----- Supplied data
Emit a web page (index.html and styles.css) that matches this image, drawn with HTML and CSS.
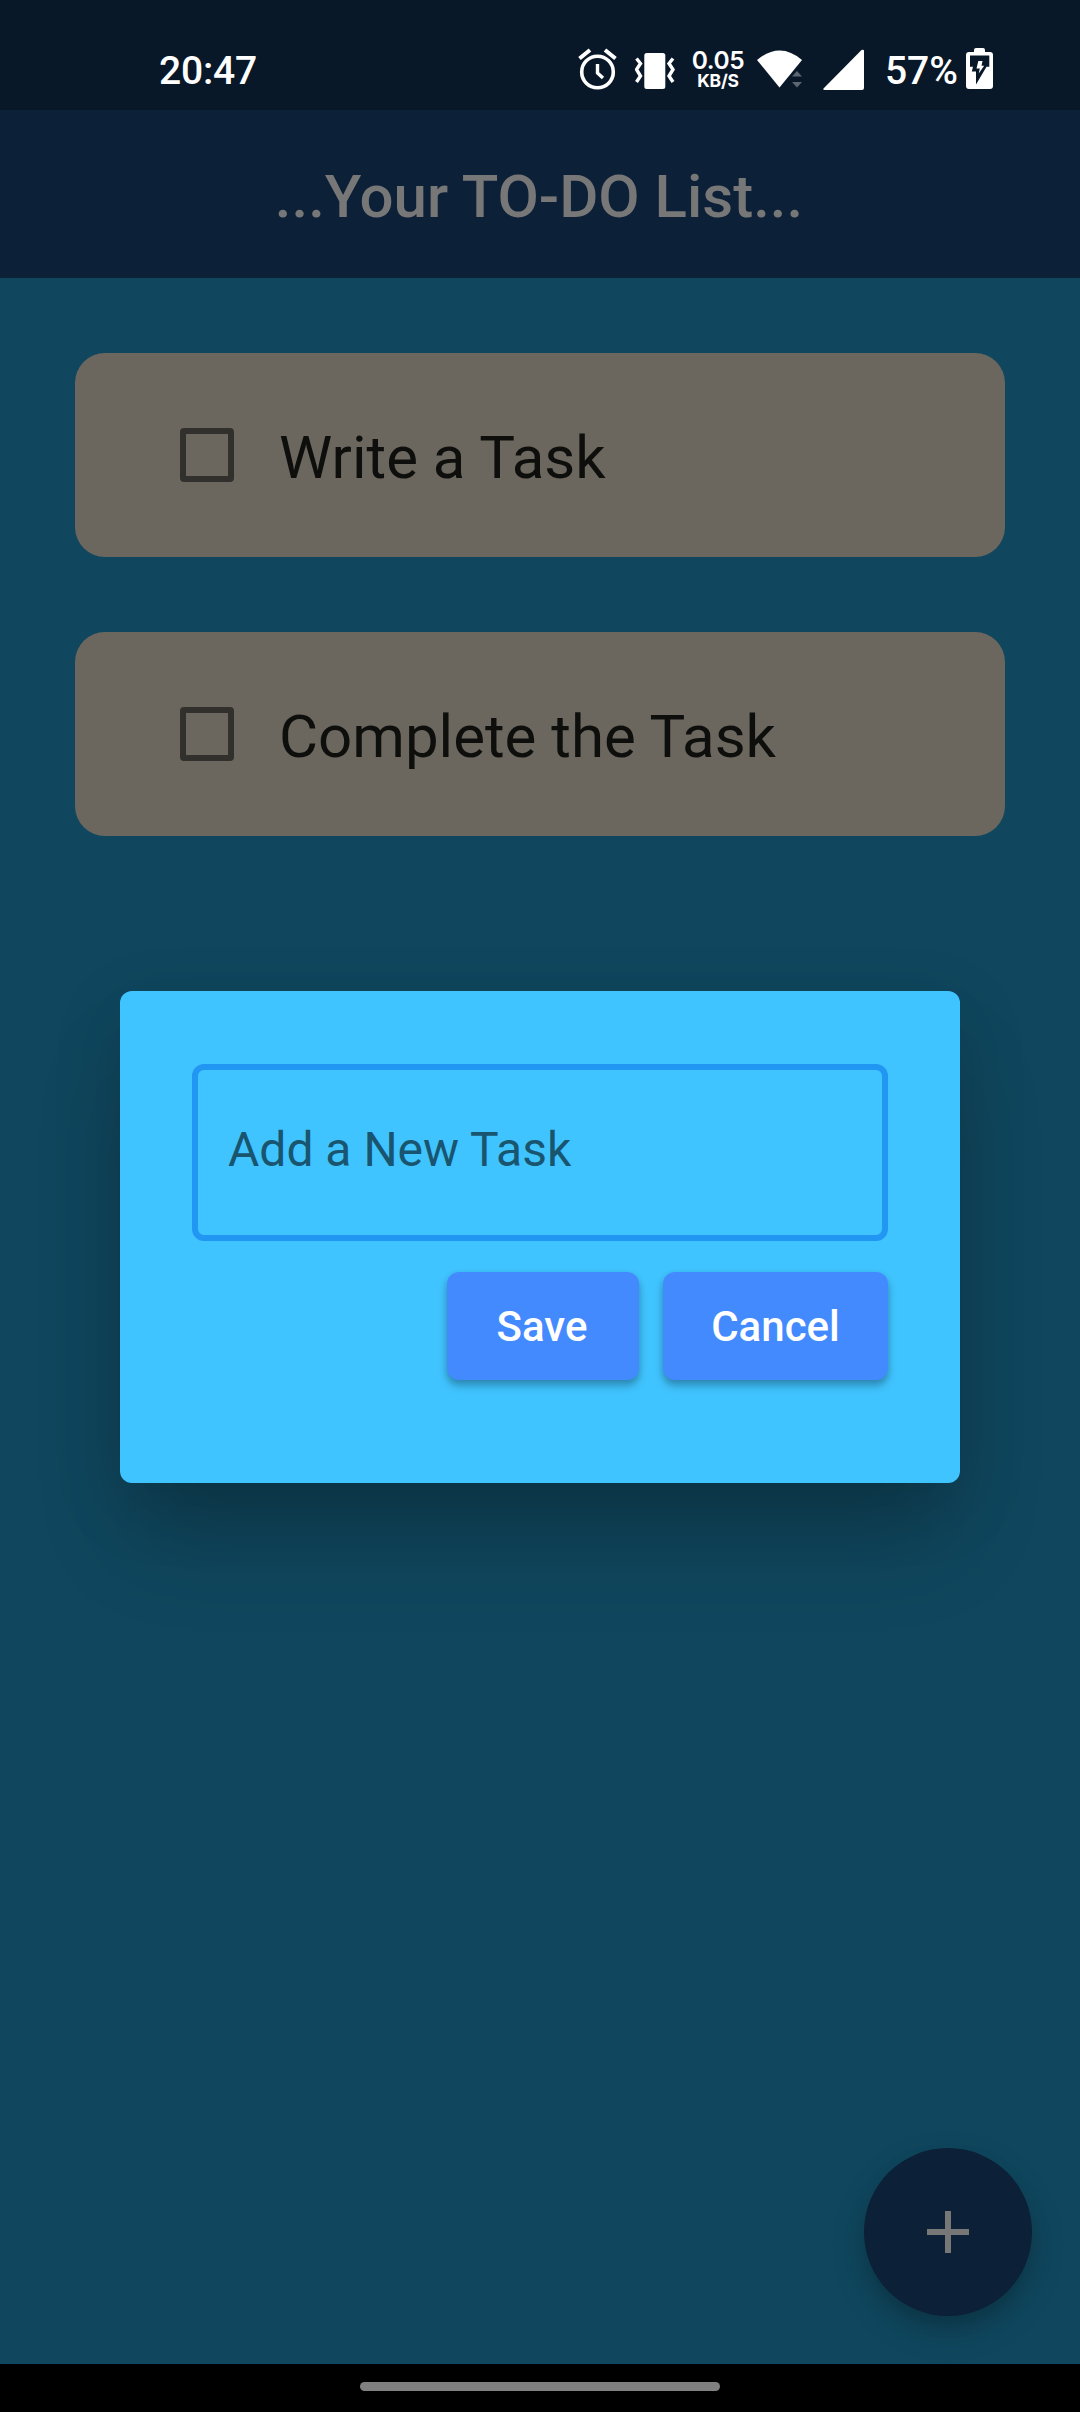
FILE: index.html
```html
<!DOCTYPE html>
<html lang="en">
<head>
<meta charset="utf-8">
<title>To-Do List</title>
<link rel="stylesheet" href="styles.css">
</head>
<body>
<div class="screen">
  <header class="status-bar">
    <span class="time">20:47</span>
    <div class="status-icons">
      <svg class="alarm" width="40" height="44" viewBox="0 0 40 44" fill="none" stroke="#fff"><circle cx="19.5" cy="25" r="15.8" stroke-width="3.6"/><path d="M1.5 11.5 12 3M37.5 11.5 27 3" stroke-width="4"/><path d="M19.5 17v9l5.5 5" stroke-width="3.4"/></svg>
      <svg class="vibrate" width="40" height="38" viewBox="0 0 40 38"><rect x="9.3" y="1" width="21" height="36" rx="2.5" fill="#fff"/><path d="M1.5 6.500l4 5-4 6 4 6.500-4 6M38 6.500l-4 5 4 6-4 6.500 4 6" fill="none" stroke="#fff" stroke-width="3.4"/></svg>
      <div class="speed"><span class="speed-value">0.05</span><span class="speed-unit">KB/S</span></div>
      <svg class="wifi" width="46" height="38" viewBox="0 0 46 38"><path d="M0 10Q23-9 45 10L22.500 37.500Z" fill="#fff"/><path d="M35 26.500l5-5.500 5 5.500zM35 32h10l-5 5.500z" fill="#5b6672"/></svg>
      <svg class="signal" width="42" height="42" viewBox="0 0 42 42"><path d="M.5 39.500 38.500 1Q41 0 41 2V39q0 2-2 2H2Q-.5 41 .5 39.500" fill="#fff"/></svg>
      <span class="percent">57%</span>
      <svg class="battery" width="27" height="41" viewBox="0 0 27 41"><path d="M8 4V2q0-2 2-2h7q2 0 2 2v2h5q3 0 3 3v31q0 3-3 3H3q-3 0-3-3V7q0-3 3-3z" fill="#fff"/><path d="M4 7.500H23.300V18.700H20.500L10 36.500V23.500H5.800L7 18.700H4z" fill="#091829"/><path d="M12.300 13H16.500L15.500 17.800H18.200L12.700 25.500L13.800 20.500H10.500z" fill="#fff"/></svg>
    </div>
  </header>
  <div class="app-bar"><h1>...Your TO-DO List...</h1></div>
  <main class="content">
    <div class="task"><span class="checkbox"></span><span class="label">Write a Task</span></div>
    <div class="task"><span class="checkbox"></span><span class="label">Complete the Task</span></div>
  </main>
  <button class="fab" aria-label="Add task"><svg width="42" height="42" viewBox="0 0 42 42"><path d="M18 0h6v18h18v6H24v18h-6V24H0v-6h18z" fill="#777"/></svg></button>
  <section class="dialog">
    <div class="field">Add a New Task</div>
    <div class="actions"><button class="save">Save</button><button class="cancel">Cancel</button></div>
  </section>
  <footer class="nav-bar"><div class="handle"></div></footer>
</div>
</body>
</html>
```
FILE: styles.css
```css
* { box-sizing: border-box; }
body { margin: 0; font-family: Roboto, "Noto Sans", sans-serif; }
button { border: 0; padding: 0; font: inherit; }
.screen {
  position: relative;
  width: 1080px;
  height: 2412px;
  display: flex;
  flex-direction: column;
  overflow: hidden;
  background: #10475e;
}
.status-bar {
  height: 110px;
  flex: none;
  display: flex;
  justify-content: space-between;
  align-items: flex-start;
  padding: 0 87px 0 159px;
  background: #091829;
  color: #fff;
  font-weight: 500;
  font-size: 39px;
  line-height: 46px;
}
.time, .percent { margin-top: 48px; }
.time { letter-spacing: -.2px; }
.status-icons { display: flex; align-items: flex-start; }
.alarm { margin: 47px 17px 0 0; }
.vibrate { margin: 52px 17px 0 0; }
.speed { width: 52px; margin: 48px 13px 0 0; display: flex; flex-direction: column; align-items: center; font-family: Inter, sans-serif; font-weight: 600; }
.speed-value { font-size: 24.5px; line-height: 24px; letter-spacing: -.4px; }
.speed-unit { font-size: 17.5px; line-height: 17px; letter-spacing: -.3px; font-weight: 700; }
.wifi { margin: 50px 20px 0 0; }
.signal { margin: 49px 20px 0 0; }
.percent { margin-right: 8px; }
.battery { margin-top: 48px; }
.app-bar {
  height: 168px;
  flex: none;
  display: flex;
  justify-content: center;
  padding: 52px 2px 0 0;
  background: #0c2038;
}
h1 { margin: 0; font-size: 60px; line-height: 70px; font-weight: 500; color: #777; }
.content {
  flex: 1;
  display: flex;
  flex-direction: column;
  gap: 75px;
  padding: 75px;
}
.task {
  height: 204px;
  display: flex;
  align-items: center;
  gap: 45px;
  padding-left: 105px;
  border-radius: 30px;
  background: #6b675f;
}
.checkbox { width: 54px; height: 54px; border: 6px solid #31302c; border-radius: 4px; }
.label { font-size: 60px; line-height: 70px; padding-top: 6px; color: #0e0f0c; }
.dialog {
  position: absolute;
  left: 120px;
  top: 991px;
  width: 840px;
  height: 492px;
  padding: 73px 72px 0;
  border-radius: 12px;
  background: #40c4ff;
  box-shadow: 0 66px 90px -12px rgba(0,0,0,.2), 0 20px 70px 0 rgba(0,0,0,.13);
}
.field {
  height: 177px;
  padding: 0 30px;
  border: 6px solid #2196f3;
  border-radius: 12px;
  font-size: 48px;
  line-height: 160px;
  color: #19556f;
}
.actions { display: flex; justify-content: flex-end; gap: 24px; margin-top: 31px; }
.actions button {
  height: 108px;
  border-radius: 12px;
  background: #448aff;
  color: #fff;
  font-size: 42px;
  font-weight: 500;
  box-shadow: 0 6px 8px 0 rgba(0,0,0,.25), 0 2px 6px 0 rgba(0,0,0,.1);
}
.actions .save { width: 192px; padding-right: 2px; }
.cancel { width: 225px; }
.fab {
  position: absolute;
  left: 864px;
  top: 2148px;
  width: 168px;
  height: 168px;
  border-radius: 50%;
  display: grid;
  place-items: center;
  background: #0c2038;
  box-shadow: 0 12px 20px -2px rgba(0,0,0,.16), 0 14px 36px 0 rgba(0,0,0,.14);
}
.nav-bar {
  height: 48px;
  flex: none;
  display: flex;
  justify-content: center;
  padding-top: 18px;
  background: #000;
}
.handle { width: 360px; height: 9px; border-radius: 5px; background: #808080; }
```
----------
Written instruction> Set down the material above as is, without any pictures.

Response to this exercise>
Emit a web page (index.html and styles.css) that matches this image, drawn with HTML and CSS.
FILE: index.html
```html
<!DOCTYPE html>
<html lang="en">
<head>
<meta charset="utf-8">
<title>To-Do List</title>
<link rel="stylesheet" href="styles.css">
</head>
<body>
<div class="screen">
  <header class="status-bar">
    <span class="time">20:47</span>
    <div class="status-icons">
      <svg class="alarm" width="40" height="44" viewBox="0 0 40 44" fill="none" stroke="#fff"><circle cx="19.5" cy="25" r="15.8" stroke-width="3.6"/><path d="M1.5 11.5 12 3M37.5 11.5 27 3" stroke-width="4"/><path d="M19.5 17v9l5.5 5" stroke-width="3.4"/></svg>
      <svg class="vibrate" width="40" height="38" viewBox="0 0 40 38"><rect x="9.3" y="1" width="21" height="36" rx="2.5" fill="#fff"/><path d="M1.5 6.500l4 5-4 6 4 6.500-4 6M38 6.500l-4 5 4 6-4 6.500 4 6" fill="none" stroke="#fff" stroke-width="3.4"/></svg>
      <div class="speed"><span class="speed-value">0.05</span><span class="speed-unit">KB/S</span></div>
      <svg class="wifi" width="46" height="38" viewBox="0 0 46 38"><path d="M0 10Q23-9 45 10L22.500 37.500Z" fill="#fff"/><path d="M35 26.500l5-5.500 5 5.500zM35 32h10l-5 5.500z" fill="#5b6672"/></svg>
      <svg class="signal" width="42" height="42" viewBox="0 0 42 42"><path d="M.5 39.500 38.500 1Q41 0 41 2V39q0 2-2 2H2Q-.5 41 .5 39.500" fill="#fff"/></svg>
      <span class="percent">57%</span>
      <svg class="battery" width="27" height="41" viewBox="0 0 27 41"><path d="M8 4V2q0-2 2-2h7q2 0 2 2v2h5q3 0 3 3v31q0 3-3 3H3q-3 0-3-3V7q0-3 3-3z" fill="#fff"/><path d="M4 7.500H23.300V18.700H20.500L10 36.500V23.500H5.800L7 18.700H4z" fill="#091829"/><path d="M12.300 13H16.500L15.500 17.800H18.200L12.700 25.500L13.800 20.500H10.500z" fill="#fff"/></svg>
    </div>
  </header>
  <div class="app-bar"><h1>...Your TO-DO List...</h1></div>
  <main class="content">
    <div class="task"><span class="checkbox"></span><span class="label">Write a Task</span></div>
    <div class="task"><span class="checkbox"></span><span class="label">Complete the Task</span></div>
  </main>
  <button class="fab" aria-label="Add task"><svg width="42" height="42" viewBox="0 0 42 42"><path d="M18 0h6v18h18v6H24v18h-6V24H0v-6h18z" fill="#777"/></svg></button>
  <section class="dialog">
    <div class="field">Add a New Task</div>
    <div class="actions"><button class="save">Save</button><button class="cancel">Cancel</button></div>
  </section>
  <footer class="nav-bar"><div class="handle"></div></footer>
</div>
</body>
</html>
```
FILE: styles.css
```css
* { box-sizing: border-box; }
body { margin: 0; font-family: Roboto, "Noto Sans", sans-serif; }
button { border: 0; padding: 0; font: inherit; }
.screen {
  position: relative;
  width: 1080px;
  height: 2412px;
  display: flex;
  flex-direction: column;
  overflow: hidden;
  background: #10475e;
}
.status-bar {
  height: 110px;
  flex: none;
  display: flex;
  justify-content: space-between;
  align-items: flex-start;
  padding: 0 87px 0 159px;
  background: #091829;
  color: #fff;
  font-weight: 500;
  font-size: 39px;
  line-height: 46px;
}
.time, .percent { margin-top: 48px; }
.time { letter-spacing: -.2px; }
.status-icons { display: flex; align-items: flex-start; }
.alarm { margin: 47px 17px 0 0; }
.vibrate { margin: 52px 17px 0 0; }
.speed { width: 52px; margin: 48px 13px 0 0; display: flex; flex-direction: column; align-items: center; font-family: Inter, sans-serif; font-weight: 600; }
.speed-value { font-size: 24.5px; line-height: 24px; letter-spacing: -.4px; }
.speed-unit { font-size: 17.5px; line-height: 17px; letter-spacing: -.3px; font-weight: 700; }
.wifi { margin: 50px 20px 0 0; }
.signal { margin: 49px 20px 0 0; }
.percent { margin-right: 8px; }
.battery { margin-top: 48px; }
.app-bar {
  height: 168px;
  flex: none;
  display: flex;
  justify-content: center;
  padding: 52px 2px 0 0;
  background: #0c2038;
}
h1 { margin: 0; font-size: 60px; line-height: 70px; font-weight: 500; color: #777; }
.content {
  flex: 1;
  display: flex;
  flex-direction: column;
  gap: 75px;
  padding: 75px;
}
.task {
  height: 204px;
  display: flex;
  align-items: center;
  gap: 45px;
  padding-left: 105px;
  border-radius: 30px;
  background: #6b675f;
}
.checkbox { width: 54px; height: 54px; border: 6px solid #31302c; border-radius: 4px; }
.label { font-size: 60px; line-height: 70px; padding-top: 6px; color: #0e0f0c; }
.dialog {
  position: absolute;
  left: 120px;
  top: 991px;
  width: 840px;
  height: 492px;
  padding: 73px 72px 0;
  border-radius: 12px;
  background: #40c4ff;
  box-shadow: 0 66px 90px -12px rgba(0,0,0,.2), 0 20px 70px 0 rgba(0,0,0,.13);
}
.field {
  height: 177px;
  padding: 0 30px;
  border: 6px solid #2196f3;
  border-radius: 12px;
  font-size: 48px;
  line-height: 160px;
  color: #19556f;
}
.actions { display: flex; justify-content: flex-end; gap: 24px; margin-top: 31px; }
.actions button {
  height: 108px;
  border-radius: 12px;
  background: #448aff;
  color: #fff;
  font-size: 42px;
  font-weight: 500;
  box-shadow: 0 6px 8px 0 rgba(0,0,0,.25), 0 2px 6px 0 rgba(0,0,0,.1);
}
.actions .save { width: 192px; padding-right: 2px; }
.cancel { width: 225px; }
.fab {
  position: absolute;
  left: 864px;
  top: 2148px;
  width: 168px;
  height: 168px;
  border-radius: 50%;
  display: grid;
  place-items: center;
  background: #0c2038;
  box-shadow: 0 12px 20px -2px rgba(0,0,0,.16), 0 14px 36px 0 rgba(0,0,0,.14);
}
.nav-bar {
  height: 48px;
  flex: none;
  display: flex;
  justify-content: center;
  padding-top: 18px;
  background: #000;
}
.handle { width: 360px; height: 9px; border-radius: 5px; background: #808080; }
```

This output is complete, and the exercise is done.